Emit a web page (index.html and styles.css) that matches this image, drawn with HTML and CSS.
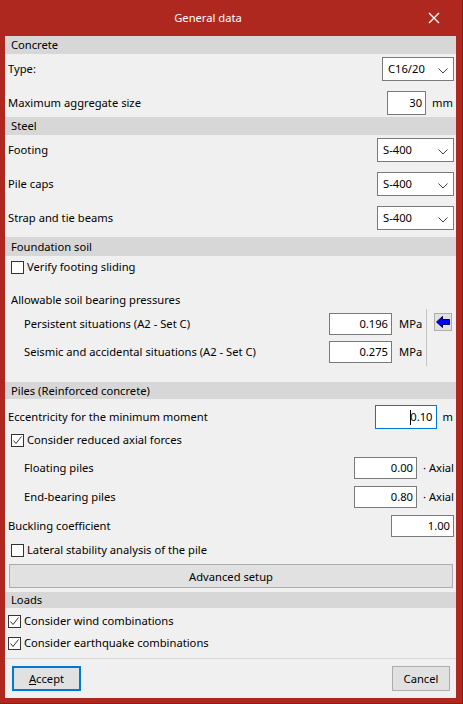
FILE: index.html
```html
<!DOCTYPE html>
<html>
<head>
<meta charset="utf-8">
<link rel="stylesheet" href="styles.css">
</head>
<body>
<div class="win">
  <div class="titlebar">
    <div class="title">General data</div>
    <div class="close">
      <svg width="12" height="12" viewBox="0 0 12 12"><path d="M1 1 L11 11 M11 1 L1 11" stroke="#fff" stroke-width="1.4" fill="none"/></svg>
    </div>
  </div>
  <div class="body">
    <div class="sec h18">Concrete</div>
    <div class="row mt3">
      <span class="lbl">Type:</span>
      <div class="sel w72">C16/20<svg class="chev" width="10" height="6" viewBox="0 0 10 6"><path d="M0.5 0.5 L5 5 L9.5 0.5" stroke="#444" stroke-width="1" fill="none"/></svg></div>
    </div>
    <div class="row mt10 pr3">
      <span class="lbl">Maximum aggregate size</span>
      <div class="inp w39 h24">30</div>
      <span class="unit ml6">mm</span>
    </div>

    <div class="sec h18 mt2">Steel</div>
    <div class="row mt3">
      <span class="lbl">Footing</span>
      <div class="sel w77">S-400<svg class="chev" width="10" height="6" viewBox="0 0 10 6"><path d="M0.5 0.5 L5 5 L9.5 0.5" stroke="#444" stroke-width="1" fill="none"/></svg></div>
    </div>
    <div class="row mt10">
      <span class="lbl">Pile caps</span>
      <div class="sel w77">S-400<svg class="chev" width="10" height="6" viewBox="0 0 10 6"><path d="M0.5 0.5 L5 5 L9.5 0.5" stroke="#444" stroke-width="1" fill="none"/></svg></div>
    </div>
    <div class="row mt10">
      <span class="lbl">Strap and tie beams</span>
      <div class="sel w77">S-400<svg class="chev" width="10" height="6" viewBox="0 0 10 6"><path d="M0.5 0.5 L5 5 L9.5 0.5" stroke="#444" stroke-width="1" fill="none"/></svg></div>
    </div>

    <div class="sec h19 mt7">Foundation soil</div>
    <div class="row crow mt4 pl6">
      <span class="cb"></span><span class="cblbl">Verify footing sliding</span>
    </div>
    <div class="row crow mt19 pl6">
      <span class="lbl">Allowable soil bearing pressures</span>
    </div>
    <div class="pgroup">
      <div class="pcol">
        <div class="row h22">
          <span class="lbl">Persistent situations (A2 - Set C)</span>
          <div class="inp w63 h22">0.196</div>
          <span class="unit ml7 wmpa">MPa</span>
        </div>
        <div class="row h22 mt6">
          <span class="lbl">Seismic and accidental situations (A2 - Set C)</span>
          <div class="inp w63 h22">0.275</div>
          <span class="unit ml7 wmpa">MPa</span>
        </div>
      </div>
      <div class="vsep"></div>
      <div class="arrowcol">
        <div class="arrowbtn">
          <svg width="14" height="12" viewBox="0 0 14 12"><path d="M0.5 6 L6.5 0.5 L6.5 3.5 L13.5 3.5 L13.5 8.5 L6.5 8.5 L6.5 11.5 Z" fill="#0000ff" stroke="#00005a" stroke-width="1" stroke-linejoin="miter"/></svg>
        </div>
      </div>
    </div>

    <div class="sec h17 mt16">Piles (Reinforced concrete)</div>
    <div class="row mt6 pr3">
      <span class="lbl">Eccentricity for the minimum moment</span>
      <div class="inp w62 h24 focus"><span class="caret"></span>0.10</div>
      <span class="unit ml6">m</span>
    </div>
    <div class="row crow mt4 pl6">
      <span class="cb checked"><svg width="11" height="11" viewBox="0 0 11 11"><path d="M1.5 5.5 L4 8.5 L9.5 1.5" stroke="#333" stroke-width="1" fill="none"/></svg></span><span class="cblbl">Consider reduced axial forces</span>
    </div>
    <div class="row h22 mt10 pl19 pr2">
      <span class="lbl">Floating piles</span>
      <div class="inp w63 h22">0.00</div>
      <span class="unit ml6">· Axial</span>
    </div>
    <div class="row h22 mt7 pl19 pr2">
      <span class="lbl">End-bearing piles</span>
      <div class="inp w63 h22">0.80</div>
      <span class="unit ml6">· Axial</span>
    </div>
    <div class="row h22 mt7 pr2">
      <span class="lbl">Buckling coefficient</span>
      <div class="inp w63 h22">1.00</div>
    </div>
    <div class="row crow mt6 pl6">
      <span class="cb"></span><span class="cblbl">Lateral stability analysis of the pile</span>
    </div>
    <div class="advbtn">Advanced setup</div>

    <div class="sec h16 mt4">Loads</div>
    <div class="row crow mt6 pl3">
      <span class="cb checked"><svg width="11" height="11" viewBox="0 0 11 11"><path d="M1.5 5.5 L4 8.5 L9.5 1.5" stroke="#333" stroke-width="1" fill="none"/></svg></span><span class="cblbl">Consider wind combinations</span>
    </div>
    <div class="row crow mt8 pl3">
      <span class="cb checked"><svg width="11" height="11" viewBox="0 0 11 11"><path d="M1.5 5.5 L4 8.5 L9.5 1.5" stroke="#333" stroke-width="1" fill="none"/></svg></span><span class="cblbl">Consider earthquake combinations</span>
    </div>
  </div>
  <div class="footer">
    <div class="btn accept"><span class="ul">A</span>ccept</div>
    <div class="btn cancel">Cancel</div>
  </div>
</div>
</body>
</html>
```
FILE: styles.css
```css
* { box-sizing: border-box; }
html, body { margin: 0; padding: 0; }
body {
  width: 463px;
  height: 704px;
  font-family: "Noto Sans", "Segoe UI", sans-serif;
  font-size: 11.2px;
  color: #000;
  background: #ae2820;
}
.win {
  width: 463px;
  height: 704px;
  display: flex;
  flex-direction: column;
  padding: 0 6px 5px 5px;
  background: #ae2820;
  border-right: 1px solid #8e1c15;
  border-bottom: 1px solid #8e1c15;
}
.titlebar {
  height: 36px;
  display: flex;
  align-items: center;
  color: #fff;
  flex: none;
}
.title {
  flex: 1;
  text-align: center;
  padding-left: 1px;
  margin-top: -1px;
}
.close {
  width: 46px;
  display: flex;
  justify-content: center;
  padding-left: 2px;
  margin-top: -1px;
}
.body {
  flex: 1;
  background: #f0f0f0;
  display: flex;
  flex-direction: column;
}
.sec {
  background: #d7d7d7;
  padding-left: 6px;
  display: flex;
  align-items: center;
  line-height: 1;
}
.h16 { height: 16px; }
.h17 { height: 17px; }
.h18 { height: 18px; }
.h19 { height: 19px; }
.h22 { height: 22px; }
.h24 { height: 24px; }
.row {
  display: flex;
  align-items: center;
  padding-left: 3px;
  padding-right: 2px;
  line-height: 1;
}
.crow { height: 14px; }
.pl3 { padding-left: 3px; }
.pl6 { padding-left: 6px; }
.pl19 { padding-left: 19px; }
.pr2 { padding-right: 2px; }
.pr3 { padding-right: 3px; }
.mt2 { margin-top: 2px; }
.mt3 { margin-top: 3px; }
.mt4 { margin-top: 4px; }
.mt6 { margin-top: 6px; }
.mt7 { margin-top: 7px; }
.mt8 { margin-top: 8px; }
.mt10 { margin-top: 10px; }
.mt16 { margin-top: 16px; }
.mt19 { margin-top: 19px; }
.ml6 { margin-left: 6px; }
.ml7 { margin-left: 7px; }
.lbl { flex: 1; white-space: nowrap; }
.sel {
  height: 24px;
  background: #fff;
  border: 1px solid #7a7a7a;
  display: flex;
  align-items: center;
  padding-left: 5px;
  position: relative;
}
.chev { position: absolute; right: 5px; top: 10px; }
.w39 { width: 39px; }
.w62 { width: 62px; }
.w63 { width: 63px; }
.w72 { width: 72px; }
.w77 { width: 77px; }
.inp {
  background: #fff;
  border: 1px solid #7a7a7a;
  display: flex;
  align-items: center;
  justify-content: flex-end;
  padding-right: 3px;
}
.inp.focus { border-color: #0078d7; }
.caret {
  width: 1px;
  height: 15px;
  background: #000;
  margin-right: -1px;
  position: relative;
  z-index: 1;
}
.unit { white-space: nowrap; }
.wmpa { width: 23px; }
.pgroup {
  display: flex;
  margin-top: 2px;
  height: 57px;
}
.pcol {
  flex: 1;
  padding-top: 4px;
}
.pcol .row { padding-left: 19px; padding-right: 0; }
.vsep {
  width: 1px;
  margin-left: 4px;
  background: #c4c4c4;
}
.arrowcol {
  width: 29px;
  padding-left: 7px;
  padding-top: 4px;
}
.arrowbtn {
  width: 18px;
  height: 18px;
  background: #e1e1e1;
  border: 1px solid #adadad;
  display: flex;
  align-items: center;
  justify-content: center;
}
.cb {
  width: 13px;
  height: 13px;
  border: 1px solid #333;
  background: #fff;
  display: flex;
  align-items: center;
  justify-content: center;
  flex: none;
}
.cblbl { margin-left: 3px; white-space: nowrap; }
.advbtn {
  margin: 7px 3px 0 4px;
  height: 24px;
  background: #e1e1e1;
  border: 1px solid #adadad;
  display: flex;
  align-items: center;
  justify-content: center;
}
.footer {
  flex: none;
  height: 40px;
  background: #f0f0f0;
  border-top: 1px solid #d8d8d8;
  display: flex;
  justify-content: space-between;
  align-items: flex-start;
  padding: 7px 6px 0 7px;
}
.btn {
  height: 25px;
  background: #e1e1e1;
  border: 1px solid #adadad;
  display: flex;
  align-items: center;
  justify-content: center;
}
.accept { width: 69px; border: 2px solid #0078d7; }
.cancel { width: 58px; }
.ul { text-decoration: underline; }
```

Written problem:
What is the number of lines in the listing above that contain the string "styles"? Give only the number.

Completed exercise:
3